For Q1 2026, 51Talk guided to:

  • Gross billings between $29.0 million and $31.0 million, reflecting typical Q1 seasonality due to Ramadan and Eid.

For full-year 2026, management did not provide formal guidance but indicated:

  • Continued healthy growth in gross billings, net revenues, and operating cash flow.
  • Focus on improving unit economics and harvesting past investments.

Management emphasized that market conditions and customer demand remain dynamic, but they are confident in their ability to maintain robust cash generation and operational resilience.

Takeaways

51Talk’s Q4 results highlight the tension between rapid global growth and the financial strain of scaling in new markets.

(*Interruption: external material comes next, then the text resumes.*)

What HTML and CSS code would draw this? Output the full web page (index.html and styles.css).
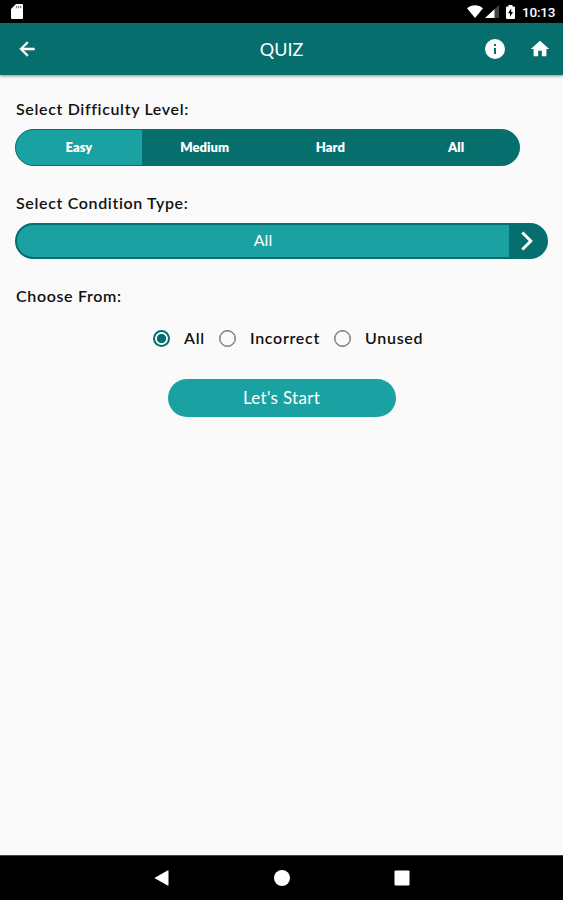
FILE: index.html
```
<!DOCTYPE html>
<html lang="en">
<head>
    <meta charset="UTF-8">
    <meta name="viewport" content="width=device-width, initial-scale=1.0">
    <title>Quiz</title>
    <link rel="stylesheet" href="styles.css">
</head>
<body>
    <div class="status-bar">
        <svg class="sd-card" width="12" height="15" viewBox="0 0 12 15">
            <path fill="#fff" d="M5 0h6a1 1 0 0 1 1 1v13a1 1 0 0 1-1 1H1a1 1 0 0 1-1-1V5z"/>
            <path fill="#888" d="M5 1.700h1.300v2.500H5zM7 1.700h1.300v2.500H7zM9 1.700h1.300v2.500H9z"/>
        </svg>
        <div class="status-icons">
            <svg class="wifi" width="16" height="13" viewBox="0 0 16 13">
                <path fill="#fff" d="M8 13L0 3.200C4.500-.9 11.500-.9 16 3.200z"/>
            </svg>
            <svg class="signal" width="14" height="13" viewBox="0 0 14 13">
                <path fill="#444" d="M14 0v13H0z"/>
                <path fill="#fff" d="M9.500 4.200V13H0z"/>
            </svg>
            <svg class="battery" width="9" height="14" viewBox="0 0 9 14">
                <path fill="#fff" d="M2.500 0h4v1.500H8a1 1 0 0 1 1 1V13a1 1 0 0 1-1 1H1a1 1 0 0 1-1-1V2.500a1 1 0 0 1 1-1h1.500z"/>
                <path fill="#000" d="M5.200 3.500L2 8.300h2v3.400l3-4.800H5.200z"/>
            </svg>
            <span class="clock">10:13</span>
        </div>
    </div>

    <header class="toolbar">
        <svg class="back" width="22" height="22" viewBox="0 0 24 24">
            <path fill="#fff" stroke="#fff" stroke-width="0.700" d="M20 11H7.830l5.590-5.590L12 4l-8 8 8 8 1.410-1.410L7.830 13H20z"/>
        </svg>
        <h1>QUIZ</h1>
        <div class="actions">
            <svg width="24" height="24" viewBox="0 0 24 24">
                <path fill="#fff" d="M12 2a10 10 0 1 0 0 20 10 10 0 0 0 0-20zm1 15h-2v-6h2zm0-8h-2V7h2z"/>
            </svg>
            <svg width="22" height="22" viewBox="0 0 24 24">
                <path fill="#fff" d="M10 20v-6h4v6h5v-8h3L12 3 2 12h3v8z"/>
            </svg>
        </div>
    </header>

    <main class="content">
        <h2>Select Difficulty Level:</h2>
        <div class="levels">
            <div class="level active">Easy</div>
            <div class="level">Medium</div>
            <div class="level">Hard</div>
            <div class="level">All</div>
        </div>

        <h2>Select Condition Type:</h2>
        <div class="select">
            <div class="select-value">All</div>
            <div class="select-arrow">
                <svg width="12" height="20" viewBox="0 0 12 20">
                    <path fill="none" stroke="#fff" stroke-width="3" d="M1.300 1.500L9.800 10l-8.500 8.500"/>
                </svg>
            </div>
        </div>

        <h2>Choose From:</h2>
        <div class="choices">
            <div class="choice choice-all"><span class="radio checked"></span>All</div>
            <div class="choice choice-incorrect"><span class="radio"></span>Incorrect</div>
            <div class="choice choice-unused"><span class="radio"></span>Unused</div>
        </div>

        <button class="start">Let's Start</button>
    </main>

    <footer class="nav-bar">
        <svg width="16" height="16" viewBox="0 0 16 16">
            <path fill="#fff" d="M14.500 1v14a.6.600 0 0 1-.9.500L1.200 8.600a.7.700 0 0 1 0-1.200L13.600.5a.6.600 0 0 1 .9.500z"/>
        </svg>
        <svg width="16" height="16" viewBox="0 0 16 16">
            <circle fill="#fff" cx="8" cy="8" r="8"/>
        </svg>
        <svg width="16" height="16" viewBox="0 0 16 16">
            <rect fill="#fff" x="0.500" y="0.500" width="15" height="15" rx="1"/>
        </svg>
    </footer>
</body>
</html>
```
FILE: styles.css
```
* {
    box-sizing: border-box;
}
body {
    margin: 0;
    height: 900px;
    display: flex;
    flex-direction: column;
    font-family: Lato, "Open Sans", sans-serif;
    background-color: #fafafa;
    color: #111;
    overflow: hidden;
}
svg {
    display: block;
}
.status-bar {
    height: 23px;
    padding: 0 8px 0 11px;
    display: flex;
    align-items: center;
    justify-content: space-between;
    background: #000;
    color: #fff;
}
.status-icons {
    display: flex;
    align-items: center;
}
.signal {
    margin-left: 2px;
}
.battery {
    margin-left: 7px;
}
.clock {
    width: 33px;
    margin-left: 7px;
    font: 500 13.5px/20px Roboto, sans-serif;
    letter-spacing: -0.2px;
    white-space: nowrap;
}
.toolbar {
    height: 52px;
    padding: 0 12px 0 16px;
    display: grid;
    grid-template-columns: 68px 1fr 68px;
    align-items: center;
    background: #076e6e;
    color: #fff;
    box-shadow: 0 1px 3px rgba(0, 0, 0, 0.45);
}
.toolbar h1 {
    margin: 0 0 1px -4px;
    font-size: 18px;
    font-weight: 400;
    text-align: center;
}
.actions {
    display: flex;
    align-items: center;
    justify-content: space-between;
}
.content {
    flex: 1;
    padding: 24px 15px 0;
}
.content h2 {
    margin: 0;
    padding-left: 1px;
    font-size: 16px;
    line-height: 20px;
    font-weight: 600;
    letter-spacing: 0.65px;
    white-space: nowrap;
}
.levels {
    width: 505px;
    height: 37px;
    margin: 10px 0 27px;
    display: flex;
    border: 1px solid #076e6e;
    border-radius: 19px;
    background: #076e6e;
    overflow: hidden;
}
.level {
    flex: 1;
    line-height: 35px;
    color: #fff;
    font-size: 13px;
    font-weight: 800;
    text-align: center;
}
.level.active {
    background: #1aa2a2;
}
.select {
    height: 36px;
    margin: 10px 0 27px;
    display: flex;
    border: 2px solid #076e6e;
    border-radius: 18px;
    background: #076e6e;
    overflow: hidden;
}
.select-value {
    flex: 1;
    line-height: 30px;
    background: #1aa2a2;
    color: #fff;
    font-size: 16px;
    text-align: center;
}
.select-arrow {
    width: 37px;
    padding-right: 1px;
    display: flex;
    align-items: center;
    justify-content: center;
}
.choices {
    display: flex;
    margin: 22px 0 0 138px;
}
.choice {
    display: flex;
    align-items: center;
    font-size: 16px;
    font-weight: 600;
    line-height: 20px;
    letter-spacing: 0.7px;
}
.choice-all {
    width: 66px;
}
.choice-incorrect {
    width: 115px;
}
.radio {
    width: 17px;
    height: 17px;
    margin-right: 14px;
    border: 1.5px solid #707070;
    border-radius: 50%;
    box-shadow: inset 0 0 0 0.5px #707070;
}
.radio.checked {
    border: 2px solid #076e6e;
    background: radial-gradient(circle, #076e6e 4.3px, #fafafa 5px);
    box-shadow: none;
}
.start {
    display: block;
    width: 228px;
    height: 38px;
    margin: 31px auto 0;
    padding: 0 0 2px;
    border: none;
    border-radius: 19px;
    background: #1aa2a2;
    color: #fff;
    font-family: inherit;
    font-size: 17px;
    letter-spacing: 0.3px;
}
.nav-bar {
    height: 45px;
    display: flex;
    align-items: center;
    justify-content: center;
    gap: 104px;
    background: #000;
    border-top: 1px solid #444;
}
```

  • Margin Compression Watch: Investors should monitor how quickly the company can rein in expense growth relative to revenue, especially in sales and marketing.
  • Strategic Execution: The transition from investment-heavy expansion to a focus on efficiency and cash generation will be critical for long-term value creation.
  • Future Trajectory: Watch for signs of improving operating leverage and customer retention as leading indicators of sustainable profitability in 2026.

Conclusion

51Talk’s global expansion strategy delivered milestone growth but at a steep cost, with expense escalation outpacing revenue gains. The company enters 2026 at an inflection point, with management signaling a pivot toward efficiency and profitability as the next phase of its international journey.

Industry Read-Through

51Talk’s results reflect a broader pattern among online education and consumer internet platforms: scaling internationally can unlock new revenue streams, but only if companies can manage the high costs of customer acquisition and localization. Expense discipline and adaptability to regional volatility are increasingly critical as growth markets become more competitive and macro risks persist. For other edtech and digital services firms, 51Talk’s experience underscores the need to balance investment for growth with a clear path to cash flow and margin improvement.